March 14, 2009 @ 2:26 pm | Comment

And as a p.s., I have the libretto – when are you coming through LA again?!

March 14, 2009 @ 2:27 pm | Comment

Lisa, it’s just one of my things – with Wagner, I need not only the libretto but the full orchestral score. Not sure when I’ll be in LA, but it may be sooner than I anticipated. I’ll trade you the libretto for the history book I’m holding for you! I love iTunes, but for really serious music that comes with notes and articles in the box, I still see CDs as an advantage.

Thanks a lot for your description of the action. It underscores just how inane Jiang’s hysteria is. I sooo wonder if something like that actually happened. What I’ve heard seems so faithful to actual history….

March 14, 2009 @ 3:56 pm | Comment

Hey, make some time – we can watch the DVD!

p.s. Yahoo seems to be down. Weird.

March 14, 2009 @ 4:59 pm | Comment

Just want to high-five a fellow Wagnerian.

I have to say, I’ve known about that opera for quite some time now, but have refrained from really checking it out. The idea of familiar people in an opera really kind freaks me out. Take the history more than five centuries back and it would be nice. I mean I enjoyed Met’s First Emperor (though the composition is just annoyingly weird when Tan Dun is not in his Puccini mood). But maybe I’ll check out a Zhou Enlai aria. See if they messed with one of my favourite people of all time, lol.

March 15, 2009 @ 12:25 am | Comment

Jiang Qing’s aria is way more knock-your-socks off dramatic. Zhou Enlai only sings for about 30 seconds in the other clip I link to.

The fact that they’re relatively recent events doesn’t make a difference, at least not for me. I had similar reservations until I actually saw it on TV. Totally blew me away. If you love Wagner, you should enjoy John Adams. After Wagner, there was no place else for Romantic opera to go John Adams shows us there are still wonderful possibilities.

March 15, 2009 @ 1:07 am | Comment

HJG, Zhou Enlai is really the “hero” of the opera, if anyone is. A tragic hero, of course!

March 15, 2009 @ 2:42 am | Comment

Ooooh, I had to listen to it tonight, after this discussion. Reaching the end of the 3rd act. Brings tears to my eyes, every time.

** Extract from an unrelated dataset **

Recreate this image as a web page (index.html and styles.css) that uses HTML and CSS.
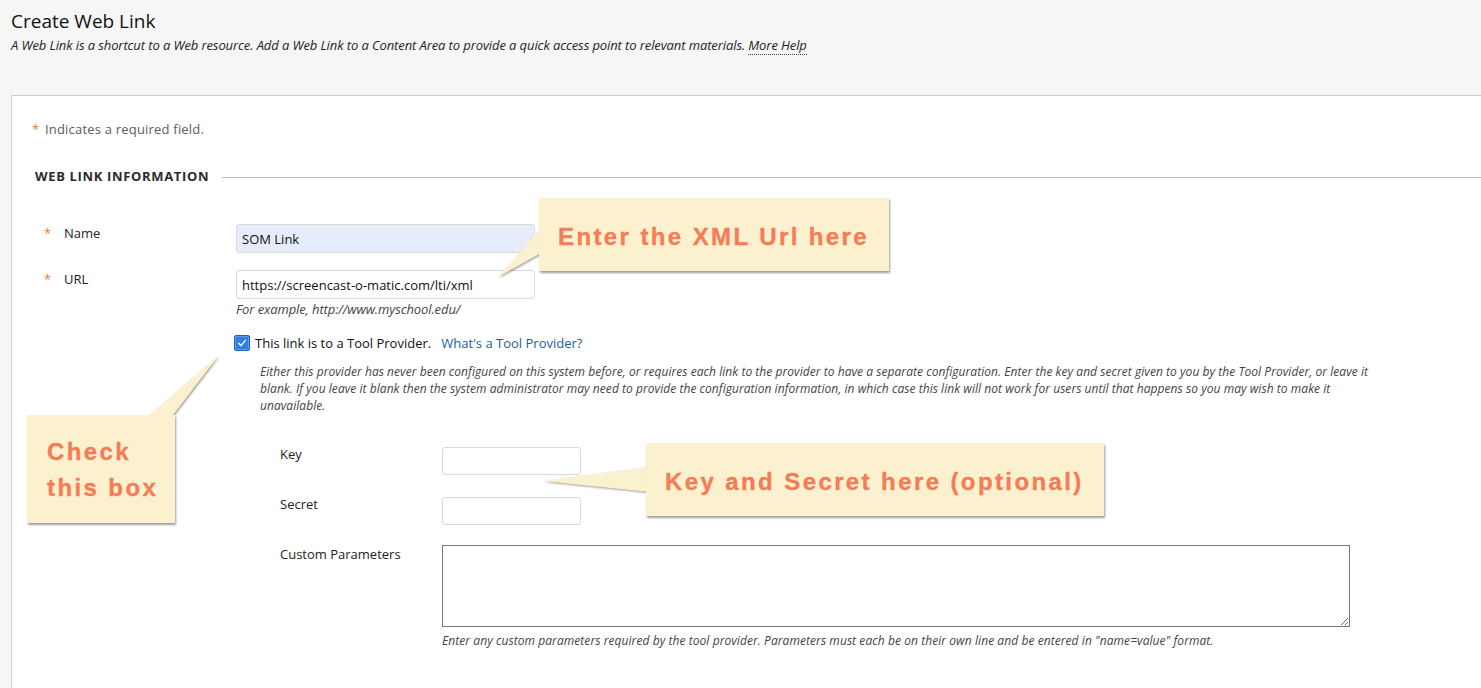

March 15, 2009 @ 4:17 pm | Comment

How nice to discover other fans of this wonderful opera. I saw a production in London a couple of years back. Spine-tingling music and such a creative way to respond to a major contemporary event. Has anyone heard Adams’s new opera, which I think is about the Manhattan Project?

March 18, 2009 @ 12:06 pm | Comment

Andrew, I think it’s called Dr. Atomic.

March 18, 2009 @ 1:41 pm | Comment

I have THE worst Nixon in China earworm now. It goes from Pat Nixon singing: “I squeezed that paycheck till it screamed. There was the rent…there were the DAMN SLIPCOVERS!” to Zhou Enlai’s “We saw our parents’ nakedness. Rivers of blood…will be required to cover them….rivers of blood.”

Oh, that photo is from a recent production in Colorado (I had to check it out while I was procrastinating). Very well-reviewed and I was really psyched to read that Naxos recorded it and will be releasing it sometime this year. I really want to hear what a different version sounds like, as much as I love the original.

March 19, 2009 @ 2:39 pm | Comment

I’m hooked. Can’t stop listening – will have to check the Pat Nixon lines you refer to.

March 20, 2009 @ 12:22 am | Comment

You might not have that part, Richard. BTW, I got the DVD in the mail today.

March 20, 2009 @ 3:50 am | Comment

Let me know if I should buy the DVD. I can’t imagine it being as great as the youtube excerpts, which are about as good as can be imagined.

March 20, 2009 @ 10:28 am | Comment

Richard, the Youtube excerpts are from the DVD. You might as well. Eleven bucks including shipping. Though once again, the staging of the second part of Act 2 was improved in the LA version.

March 20, 2009 @ 11:19 am | Comment

can you tell me the name of the singer playing the role of Jiang Qing?

August 30, 2010 @ 5:51 pm | Comment

Trudy Ellen Craney.

August 30, 2010 @ 9:37 pm | Comment


As a fellow expatriate in Asia I was interested to see that the Met’s productions this year will be shown in HD in Hong Kong. Eleven of the twelve will, at least–and the twelfth, which will *not* be shown? Nixon in China, of course, with Adams conducting.

So I was disappointed but also curious about what your experience had been of the reception of this opera in China itself.

September 27, 2010 @ 2:03 am | Comment

Can you let me know how you learned the HD performance of Nixon in China won’t be shown in Hong Kong? If true, it’s very interesting.

Most Chinese people I discussed the opera with were oblivious or indifferent or both.

September 29, 2010 @ 10:22 pm | Comment

Sorry, hadn’t been back to follow up till now. Here’s the URL for this season, showing the eleven that will be shown.

So, eleven, but not twelve. Rather baffling to me, too.